▶ **Direction**:
Copy, in full, each line of the material that holds the word "this".

▶ **Collected material**:
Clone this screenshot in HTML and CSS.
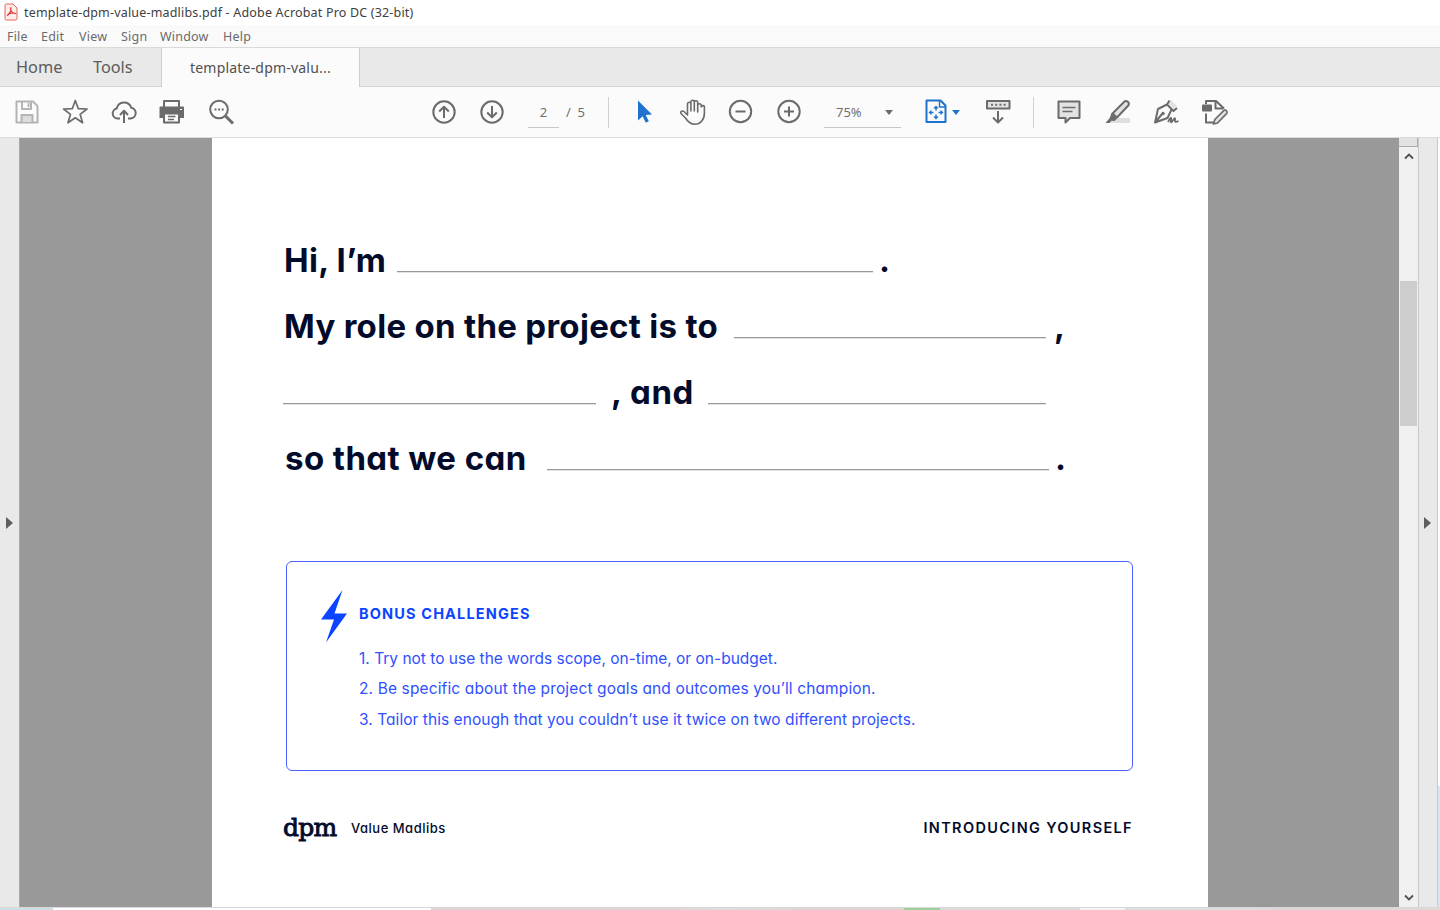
FILE: index.html
```html
<!doctype html>
<html lang="en">
    <head>
        <meta charset="utf-8" />
        <meta name="viewport" content="width=device-width, initial-scale=1" />
        <title>template-dpm-value-madlibs.pdf - Adobe Acrobat Pro DC (32-bit)</title>
        <link rel="stylesheet" href="styles.css">
    </head>
    <body>
        <header class="titlebar">
            <svg class="app-icon" width="14" height="18" viewBox="0 0 14 18">
                <path d="M2.500 1h6.500L13 5v10.500a1.500 1.500 0 0 1-1.500 1.500h-9A1.500 1.500 0 0 1 1 15.500v-13A1.500 1.500 0 0 1 2.500 1z" fill="#fdecea" stroke="#e5645f" />
                <path d="M3 12.500c2.500-1 4.300-4.800 3.800-7.500-1 2 1.500 5.500 4.200 5.400-1.800-1-5.800 0-8 2.100z" fill="none" stroke="#e02f2a" stroke-width="1.200" />
            </svg>
            <span class="title">template-dpm-value-madlibs.pdf - Adobe Acrobat Pro DC (32-bit)</span>
        </header>

        <nav class="menubar">
            <span class="file">File</span>
            <span class="edit">Edit</span>
            <span class="view">View</span>
            <span class="sign">Sign</span>
            <span class="window">Window</span>
            <span class="help">Help</span>
        </nav>

        <div class="tabs">
            <div class="tab home">Home</div>
            <div class="tab tools">Tools</div>
            <div class="tab active">template-dpm-valu...</div>
        </div>

        <div class="toolbar">
            <div class="group group-file">
                <svg class="icon faded" viewBox="0 0 28 28">
                    <path d="M3.500 3.500h16.500l4.500 4.500v16.500h-21z" />
                    <path d="M9 4v7h9V4" />
                    <path d="M14.500 5h2v4h-2z" class="solid" />
                    <path d="M8.500 24v-7h11v7" fill="#dcdcdc" />
                </svg>
                <svg class="icon" viewBox="0 0 28 28">
                    <path d="M14.300 2.500l3 8.200 8.700.3-6.900 5.300 2.500 8.500-7.300-5-7.300 5 2.500-8.500L2.600 11l8.700-.3z" stroke-width="1.700" />
                </svg>
                <svg class="icon" viewBox="0 0 28 28">
                    <path d="M10 20.500H7.500a5 5 0 0 1-.8-9.900 7.500 7.500 0 0 1 14.500-.8 5.400 5.400 0 0 1-.4 10.700H18" />
                    <path d="M14 25V13m-4 4l4-4.200 4 4.200" />
                </svg>
                <svg class="icon" viewBox="0 0 28 28">
                    <path d="M6 9V3h15v6" />
                    <path d="M2.500 8.500h22.500a1 1 0 0 1 1 1V20h-4.500v-4h-16v4h-4V9.500a1 1 0 0 1 1-1z" class="solid" />
                    <path d="M6 15.500h15v9H6z" />
                    <path d="M10 18.500h7.500M10 21.500h6" stroke-width="1.400" />
                    <path d="M22 11.500h2" stroke="#fff" stroke-width="1.200" />
                </svg>
                <svg class="icon" viewBox="0 0 28 28">
                    <circle cx="12" cy="11.500" r="8.800" />
                    <path d="M18.500 18l7.500 7.500" stroke-width="3" />
                    <path d="M7.500 10.500h2v2h-2zM11.100 10.500h2v2h-2zM14.700 10.500h2v2h-2z" class="solid" />
                </svg>
            </div>

            <div class="group group-pages">
                <svg class="icon" viewBox="0 0 28 28">
                    <circle cx="14" cy="14" r="10.700" />
                    <path d="M14 20V9m-4.800 4.500L14 8.700l4.800 4.800" />
                </svg>
                <svg class="icon" viewBox="0 0 28 28">
                    <circle cx="14" cy="14" r="10.700" />
                    <path d="M14 8v11m-4.800-4.500l4.800 4.800 4.800-4.800" />
                </svg>
            </div>
            <div class="page-number">2</div>
            <div class="page-total">/&nbsp; 5</div>

            <div class="group group-view">
                <svg class="icon" viewBox="0 0 28 28">
                    <path d="M7 2.500v20l4.600-4.300 3.200 6.600 3-1.500-3.100-6.300 6.300-.4z" fill="#1f73cc" stroke="none" />
                </svg>
                <svg class="icon" viewBox="0 0 28 28">
                    <path d="M8.500 14.500V6a1.700 1.700 0 0 1 3.400 0v7V4a1.700 1.700 0 0 1 3.400 0v9V4.500a1.700 1.700 0 0 1 3.400 0V14 7.500a1.700 1.700 0 0 1 3.500 0V9a1.600 1.600 0 0 1 3.200.5V15c0 7-4 11.200-9.700 11.200-5 0-7-2.500-9.200-6.200L2 15.500c-1-2.500 1.500-3.200 3.500-1.500l3 3z" stroke-width="1.600" />
                </svg>
                <svg class="icon" viewBox="0 0 28 28">
                    <circle cx="13.500" cy="13.500" r="10.700" />
                    <path d="M8.500 13.500h10" />
                </svg>
                <svg class="icon" viewBox="0 0 28 28">
                    <circle cx="14" cy="13.500" r="10.700" />
                    <path d="M9 13.500h10M14 8.500v10" />
                </svg>
            </div>
            <div class="zoom">75% <i class="caret"></i></div>

            <div class="group group-fit">
                <svg class="icon blue" viewBox="0 0 28 28">
                    <path d="M4.500 2.500h14l5 5V24h-19z" />
                    <path d="M17.500 3v6h6" stroke-width="1.500" />
                    <path d="M14 7.500l-2.800 3h5.600zM14 21.500l-2.800-3h5.600zM6.500 14.500l3-2.800v5.600zM21.500 14.500l-3-2.800v5.600z" class="solid" />
                    <path d="M14 10v2.500m0 4V19M9 14.500h2.500m5 0H19" stroke-width="1.500" />
                </svg>
                <i class="caret blue"></i>
                <svg class="icon scroll" viewBox="0 0 28 28">
                    <path d="M3 3h22.500v7.500H3z" fill="#e4e4e4" />
                    <path d="M7 6.700h15" stroke-dasharray="2 2.200" />
                    <path d="M14 13v11m-5-4.500l5 5 5-5" />
                </svg>
            </div>

            <div class="group group-comment">
                <svg class="icon" viewBox="0 0 28 28">
                    <path d="M3.500 3.500h21v16.500H15l-4.500 4.500V20h-7z" fill="#e2e2e2" />
                    <path d="M7.500 9.500h13M7.500 13.500h10" stroke-width="1.500" />
                </svg>
                <svg class="icon" viewBox="0 0 28 28">
                    <path d="M12 20h14v5H5z" fill="#dedede" stroke="none" />
                    <path d="M8.500 15.500L20.500 3.500c2-1.600 5.500 1.300 4 3.800L13 19.500z" fill="#e2e2e2" />
                    <path d="M7.500 15l5.500 5.500-2.500 2.500-3-.3L5.500 25H1.500l4.200-5z" class="solid" />
                </svg>
                <svg class="icon" viewBox="0 0 28 28">
                    <path d="M15.500 5l3.500-3 6 6-3 3z" fill="#e2e2e2" stroke="none" />
                    <path d="M17.500 2.500l-2.500 4 6.500 6.500L25 10M15 6.500L6 11 3 24.500 15.500 20l4-8.500M3.500 24l6.500-8" />
                    <circle cx="11" cy="15.500" r="1.700" class="solid" />
                    <path d="M16 24c2-4 4-6 3-2s1 2 2.500-.5 2-1 1.500 1 1.500 1.500 3.500.5" stroke-width="1.700" />
                </svg>
                <svg class="icon" viewBox="0 0 28 28">
                    <path d="M5 6V3h10l8 7.500M14.500 3v7.500H22M5 15.500v9h7" />
                    <rect x="1" y="6.500" width="10" height="7" rx="1" class="solid" />
                    <path d="M12.500 26l1.300-4.500L23 12.300c1.500-1 4 1.200 2.800 3L16.500 25z" fill="#e2e2e2" stroke-width="1.700" />
                </svg>
            </div>
        </div>

        <main class="workspace">
            <div class="rail left"><i class="arrow"></i></div>
            <div class="canvas">
                <article class="page">
                    <section class="madlibs">
                        <p><span class="hi">Hi, I’m</span><i class="blank b1"></i><span class="dot">.</span></p>
                        <p><span class="role">My role on the project is to</span><i class="blank b2"></i><span class="comma">,</span></p>
                        <p><i class="blank b3"></i><span class="and">, and</span><i class="blank b4"></i></p>
                        <p><span class="so">so that we can</span><i class="blank b5"></i><span class="dot">.</span></p>
                    </section>

                    <section class="bonus">
                        <svg class="bolt" width="26" height="54" viewBox="0 0 26 54">
                            <path d="M21.500 0L0 29.500h13L5 52.500 26 23.500H13.500z" fill="#0b45ff" />
                        </svg>
                        <div>
                            <h2>BONUS CHALLENGES</h2>
                            <ol>
                                <li class="scope">1. Try not to use the words scope, on-time, or on-budget.</li>
                                <li class="goals">2. Be specific about the project goals and outcomes you’ll champion.</li>
                                <li class="tailor">3. Tailor this enough that you couldn’t use it twice on two different projects.</li>
                            </ol>
                        </div>
                    </section>

                    <footer class="page-footer">
                        <span class="logo">dpm</span>
                        <span class="doc-name">Value Madlibs</span>
                        <span class="section-name">INTRODUCING YOURSELF</span>
                    </footer>
                </article>
            </div>
            <div class="scrollbar">
                <div class="splitter"></div>
                <svg width="10" height="7" viewBox="0 0 10 7"><path d="M1 5.500l4-4 4 4" /></svg>
                <div class="thumb"></div>
                <svg class="down" width="10" height="7" viewBox="0 0 10 7"><path d="M1 1.500l4 4 4-4" /></svg>
            </div>
            <div class="rail right"><i class="arrow"></i></div>
            <div class="edge"></div>
        </main>
        <div class="desktop"></div>
    </body>
</html>
```

FILE: styles.css
```css
* {
    box-sizing: border-box;
}

body {
    margin: 0;
    height: 910px;
    overflow: hidden;
    display: flex;
    flex-direction: column;
    font-family: "Noto Sans", "Open Sans", sans-serif;
    color: #5c5c5c;
    background: #fff;
}

.titlebar {
    height: 25px;
    display: flex;
    align-items: center;
    padding-left: 4px;
    color: #404040;
    font-size: 12.500px;
    letter-spacing: 0.180px;
}

.app-icon {
    margin-top: -2px;
}

.title {
    margin-left: 6px;
    white-space: nowrap;
}

.menubar {
    height: 23px;
    display: flex;
    align-items: center;
    padding-left: 7px;
    background: #fafafa;
    border-bottom: 1px solid #dadada;
    font-size: 12.500px;
    letter-spacing: 0.200px;
    color: #6a6a6a;
}

.file { width: 34px; }
.edit { width: 38px; }
.view { width: 42px; }
.sign { width: 39px; }
.window { width: 63px; }

.tabs {
    height: 39px;
    display: flex;
    background: #e9e9e9;
    border-bottom: 1px solid #d2d2d2;
    font-size: 16.300px;
    line-height: 38px;
}

.home {
    width: 93px;
    padding-left: 16px;
}

.tools {
    width: 68px;
}

.active {
    width: 199px;
    height: 39px;
    padding-left: 28px;
    background: #fbfbfb;
    border-left: 1px solid #cfcfcf;
    border-right: 1px solid #cfcfcf;
    font-size: 14px;
    letter-spacing: 0.200px;
    line-height: 40px;
    color: #505050;
}

.toolbar {
    height: 51px;
    display: flex;
    align-items: center;
    background: #fbfbfb;
    border-bottom: 1px solid #dcdcdc;
    font-size: 13px;
    color: #707070;
}

.group {
    display: flex;
    align-items: center;
    gap: 20.400px;
}

.icon {
    width: 28px;
    height: 28px;
    fill: none;
    stroke: #6b6b6b;
    stroke-width: 2;
    stroke-linejoin: round;
}

.icon .solid {
    fill: #6b6b6b;
    stroke: none;
}

.icon.faded {
    stroke: #b4b4b4;
}

.icon.faded .solid {
    fill: #b4b4b4;
}

.icon.blue {
    stroke: #1f73cc;
}

.icon.blue .solid {
    fill: #1f73cc;
}

.group-file {
    margin-left: 13px;
}

.group-pages {
    margin-left: 195px;
}

.page-number {
    width: 31px;
    height: 31px;
    margin-left: 22px;
    border-bottom: 1px solid #c8c8c8;
    text-align: center;
    line-height: 31px;
}

.page-total {
    width: 50px;
    height: 31px;
    padding-left: 7px;
    border-right: 1px solid #d0d0d0;
    line-height: 31px;
}

.group-view {
    margin-left: 22px;
    gap: 20px;
}

.zoom {
    width: 77px;
    height: 31px;
    margin-left: 21px;
    padding: 0 8px 0 12px;
    display: flex;
    align-items: center;
    justify-content: space-between;
    border-bottom: 1px solid #c8c8c8;
}

.caret {
    margin-top: 1px;
    border: 4px solid transparent;
    border-top: 5px solid #6b6b6b;
    border-bottom: 0;
}

.caret.blue {
    margin-left: 2px;
    border-top-color: #1f73cc;
}

.group-fit {
    margin-left: 21px;
    width: 112px;
    height: 31px;
    gap: 0;
    border-right: 1px solid #d0d0d0;
}

.scroll {
    margin-left: 24px;
}

.group-comment {
    margin-left: 21px;
    gap: 20.600px;
}

.workspace {
    height: 769px;
    display: flex;
}

.rail {
    width: 20px;
    display: flex;
    align-items: center;
    background: #e9e9e9;
    border-right: 1px solid #c9c9c9;
}

.rail.left {
    padding-left: 6px;
    border-right-color: #a8a8a8;
}

.rail.right {
    width: 19px;
    padding-left: 5px;
}

.arrow {
    border: 6px solid transparent;
    border-left: 7px solid #5e5e5e;
    border-right: 0;
}

.canvas {
    width: 1379px;
    padding-left: 192px;
    background: #999;
}

.page {
    width: 996px;
    height: 769px;
    padding: 89px 74px 0 71px;
    background: #fff;
    color: #030b2b;
    font-family: Inter, sans-serif;
    font-feature-settings: "cv11";
}

.madlibs {
    height: 263px;
    font-size: 33px;
    font-weight: 650;
    letter-spacing: 0.300px;
}

.madlibs p {
    height: 66px;
    margin: 0;
    display: flex;
    align-items: baseline;
    line-height: 66px;
    white-space: nowrap;
}

.blank {
    height: 1px;
    background: #999;
    box-shadow: 0 1px #e2e2e2;
}

.hi { width: 114px; padding-left: 1px; }
.b1 { width: 476px; }
.role { width: 451px; padding-left: 1px; }
.b2 { width: 312px; }
.b3 { width: 313px; }
.and { width: 112px; padding-left: 15px; letter-spacing: 0.600px; }
.b4 { width: 338px; }
.so { width: 264px; padding-left: 2px; letter-spacing: 0.420px; }
.b5 { width: 502px; }

.dot {
    padding-left: 6px;
}

.comma {
    padding-left: 8px;
}

.bonus {
    width: 847px;
    height: 210px;
    margin: 71px 0 0 3px;
    padding: 28px 0 0 34px;
    display: flex;
    align-items: flex-start;
    border: 1px solid #4a62ff;
    border-radius: 6px;
    color: #2f50ff;
}

.bonus > div {
    margin-left: 12px;
}

h2 {
    margin: 13px 0 20px;
    color: #0b45ff;
    font-size: 14.500px;
    font-weight: 650;
    line-height: 21px;
    letter-spacing: 1.150px;
}

ol {
    margin: 0;
    padding: 0;
    list-style: none;
    font-size: 15.500px;
    line-height: 30.300px;
    white-space: nowrap;
}

.goals {
    letter-spacing: 0.130px;
}

.tailor {
    letter-spacing: 0.050px;
}

.page-footer {
    height: 30px;
    margin-top: 42px;
    padding-right: 1px;
    display: flex;
    align-items: center;
}

.logo {
    width: 68px;
    font-family: "DejaVu Serif", serif;
    font-size: 25px;
    letter-spacing: -0.800px;
    line-height: 30px;
    -webkit-text-stroke: 0.900px #030b2b;
}

.doc-name {
    font-size: 13px;
    font-weight: 500;
    letter-spacing: 0.500px;
}

.section-name {
    margin: -2px 0 0 auto;
    font-size: 14.500px;
    font-weight: 600;
    letter-spacing: 1.350px;
}

.scrollbar {
    width: 20px;
    display: flex;
    flex-direction: column;
    align-items: center;
    background: #f0f0f0;
    border-right: 1px solid #c9c9c9;
}

.scrollbar svg {
    fill: none;
    stroke: #505050;
    stroke-width: 1.800;
}

.splitter {
    width: 19px;
    height: 9px;
    margin-bottom: 6px;
    background: #e2e2e2;
    border-right: 1px solid #aaa;
    border-bottom: 1px solid #aaa;
}

.thumb {
    width: 17px;
    height: 145px;
    margin-top: 121px;
    background: #cdcdcd;
}

.scrollbar .down {
    margin: auto 0 6px;
}

.edge {
    width: 2px;
    background: linear-gradient(#fff 648px, #d5e7f5 648px);
}

/* sliver of the window behind */
.desktop {
    height: 3px;
    border-top: 1px solid #d8d8d8;
    background: linear-gradient(90deg, #cddde5 53px, #fff 53px 431px, #e0d5d5 431px 680px, #dedede 720px, #e0d5d5 800px 904px, #9fcf9b 904px 940px, #dedada 940px 1080px, #f3f3f3 1080px 1125px, #dcdfe2 1125px 1220px, #e0d8d8 1280px);
}
```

▶ **Solution**:
Clone this screenshot in HTML and CSS.
                                <li class="tailor">3. Tailor this enough that you couldn’t use it twice on two different projects.</li>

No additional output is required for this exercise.